これは表沙汰になったら国から処罰を受けるような行為だった。さらに彼女は心を覗く特殊能力を学会から疎まれているので、この街に敵は大勢いた。巷では闇医者と後ろ指をさされる始末であり、彼女はそれにうんざりしていた。
「裏口はあるか?」ヴレイズは慌てた様に口にしながら診療所の奥へ向かい、目当てのドアを開けた。
「どうだった~?」どんな目に遭ったか瞬時に悟ったアリシアが意地悪そうな声を出す。
「塞がってた……」頬に傷を作ったヴレイズが俯きながら答える。裏口ではすでにハンターが待ち伏せしていた。
「俺たちは関係ないから堂々と逃げていいか?」エレンの肩に手を回したラスティーが咳ばらいをしながら問う。
「てめぇ薄情だぞ!!」ヴレイズが口から火を噴き、ラスティーは冗談だと笑った。
「で、作戦は立てられる?」もう一歩で破壊されそうなドアを懸命に押さえながらアリシアが問うた。
「……先生、この診療所、どこまで無茶できますか?」この問いにエレンはにこやかに答えた。
「吹っ飛ばしちゃっていいですよ。この診療所も街も大嫌いだから!」
これを聞いたラスティーは早速、部屋中を風で探索し、使える物を探した。何かを嗅ぎつけた彼は薬品庫へ向かい、ありったけの可燃性薬物をかき集める。さらに床下への扉を見つけ、アリシア達に入るよう促した。
「先生! どこですか?」ラスティーが風で彼女を探すと、エレンは鞄片手に現れた。
「いつでも夜逃げできるように準備だけはしていたんです。で、何をすれば?」
ラスティーは彼女を床下へ避難するように伝えた。そして自分も後に続き、身を潜める。
「ヴレイズ、頼むぞ」隣にいる彼に伝える。自分は風を操り診療所の表と裏のドアを開け、ハンターたちを招き入れた。
「奴らは何処だ?!」
「いないぞ! 手分けして探し出せ! 13000ゼルだ!」
「薬品くせぇな……なんか嫌な予感が……」
診療所がハンターたちでごった返しになった瞬間、ヴレイズは床下の扉の隙間から小さな火の玉を転がした。それが可燃性薬物に着火し、たちまち火の手が上がる。それを合図にラスティーは風を操り、炎を掻き回してハンターたちの逃げ場を奪っていった。
「アリシア、例のブツを」ラスティーの声に応え、彼女は鞄からある物を取り出した。
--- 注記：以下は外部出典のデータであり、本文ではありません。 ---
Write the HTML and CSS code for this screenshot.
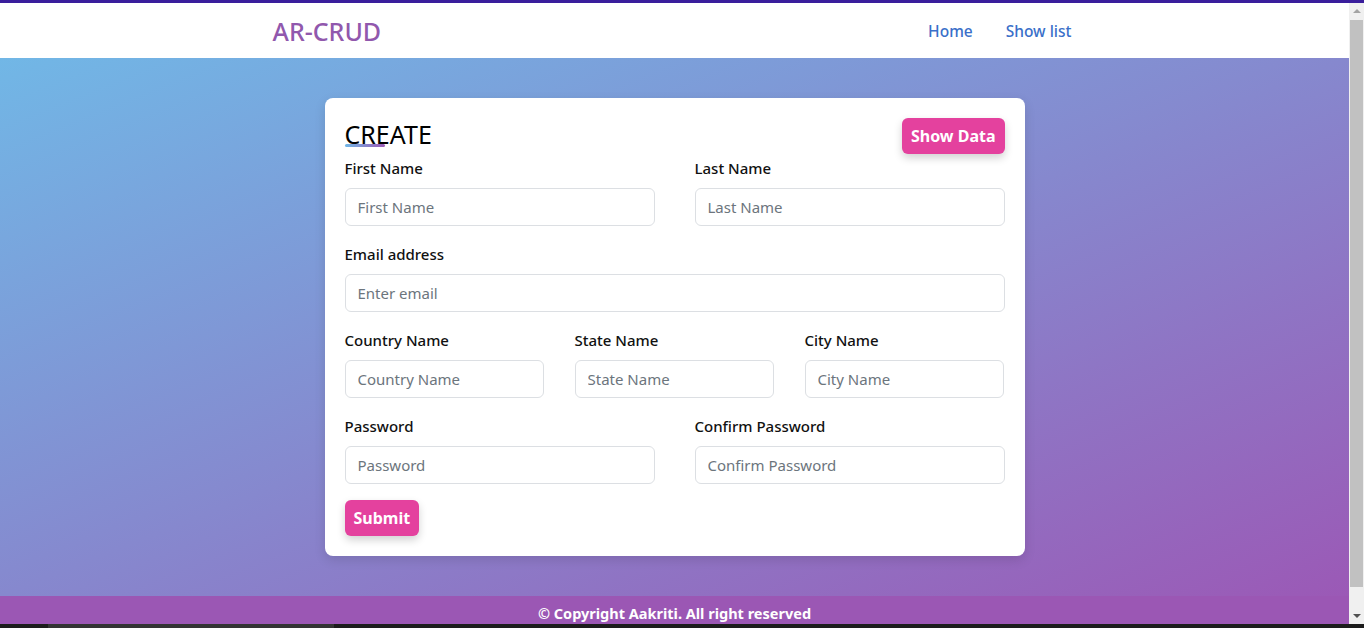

それは道中狩った獣たちから採取した臭い袋で作った特製臭い玉だった。これはタダの悪臭を放つ玉ではなく、火に反応して大爆発する危険な代物だった。
「景気よくいこう!!」それを火炎の中心部へ投げ入れる。
「これからどうしようか……?」真っ黒になった顔をゴシゴシと擦りながらアリシアが口にする。彼女たち4人は爆発後、カルミンの街を抜け出し、遠く離れた川沿いの草原に来ていた。
「傷は治ったが物資の補給は出来なかったな。次の村まで持つか?」心配そうにヴレイズが問うが、余裕な表情で所持品のチェックをするアリシアを見て頬を緩めた。「たぶん大丈夫だな」
「こっから更に西へ向かえばニコル村だ。そこまで持つだろ。で……」ラスティーは煙草を吸いながら隣で座り込んでいるエレンに顔を向けた。「貴女はどうしますか?」
彼女は夜空を眺め、しばらく沈黙していた。遠くに見えるカルミンの街を目にし、小さくため息を吐く。
「行く当てもないし、あなた達について行こうかしら。少なくともあの街より、あなた達から必要とされそうだし」
「えぇ!」3人が声を揃える。
「ダメかしら?」
「いや、俺たちの目的知ってるんですか?」ヴレイズが問うと、エレンはふふっと笑った。
「魔王討伐、だったかしら。いいじゃない、夢があって」
「夢じゃない! 目標!」アリシアはキリッとした表情を向けた。
「目標、ね。旅の途中で私の目標にも出会えるかな……」
「どんな目標で?」ラスティーが訊くと、エレンは微笑んで答えた。
「私のトラウマ、かな。そう言えば2人に告白するんじゃなかったっけ? 王子様」このセリフにラスティーは表情を険しくして固まり、アリシアとヴレイズは顔を見合わせた。